Bayesian model averaging(BMA) is another wildly used method which is very like a combining model. However, the difference between BMA and combining models is significant.

A Bayesian model averaging is a Bayesian formula in which the random variable are models(hypothesises) $h=1,2,\cdots,H$ with prior probability $p(h)$, then the marginal distribution over data $X$ is:

$p(X)=\sum_{h=1}^{H}p(X|h)p(h)$

And the MBA is used to select a model(hypothesis) that can model the data best through Bayesian theory. When we have a larger size of $X$, the posterior probability

$p(h|X)=\frac{p(X|h)p(h)}{\sum_{i=1}^{H}p(X|i)p(i)}$

become sharper. Then we got a good hypothesis.

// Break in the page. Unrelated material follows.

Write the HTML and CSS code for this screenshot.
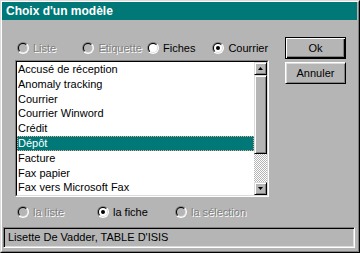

## Mixture of Gaussian(Combining Models)

In post ‘Mixtures of Gaussians’, we have seen how a mixture of Gaussians works. Then joint distribution of input data $\boldsymbol{x}$ and latent varible $\boldsymbol{z}$ is:

$p(\boldsymbol{x},\boldsymbol{z})$

and the margin distribution of $\boldsymbol{x}$ is

$p(\boldsymbol{x})=\sum_{\boldsymbol{z}}p(\boldsymbol{x},\boldsymbol{z})$

For the mixture of Gaussians:

$p(\boldsymbol{x})=\sum_{k=1}^{K}\pi_k\mathcal{N}(\boldsymbol{x}|\boldsymbol{\mu}_k,\Sigma_k)$

the latent variable $\boldsymbol{z}$ is designed:

$p(z_k) = \pi_k$

for $k=\{1,2,\cdots,K\}$. And $z_k\in\{0,1\}$ is a $1$-of-$K$ representation.

Then this mixture of Gaussians is a king of combining models. Each time, only one $k$ is selected(for $\boldsymbol{z}$ is $1$-of-$K$ representation). An example of a mixture of Gaussians, and its original curve is like:

And the latent variables $\boldsymbol{z}$ separate the whole distribution into several Gaussian distributions:

This is the simplest model of combining models where each expert is a Gaussian model. And during the voting, only one model selected by $\boldsymbol{z}$ makes the final decision.

## Distinction

A combining model method contains several models and predicts by voting or other rules. However, Bayesian model averaging can be used to generate a hypothesis from several candidates.

## References

Bishop, Christopher M. Pattern recognition and machine learning. springer, 2006. ↩︎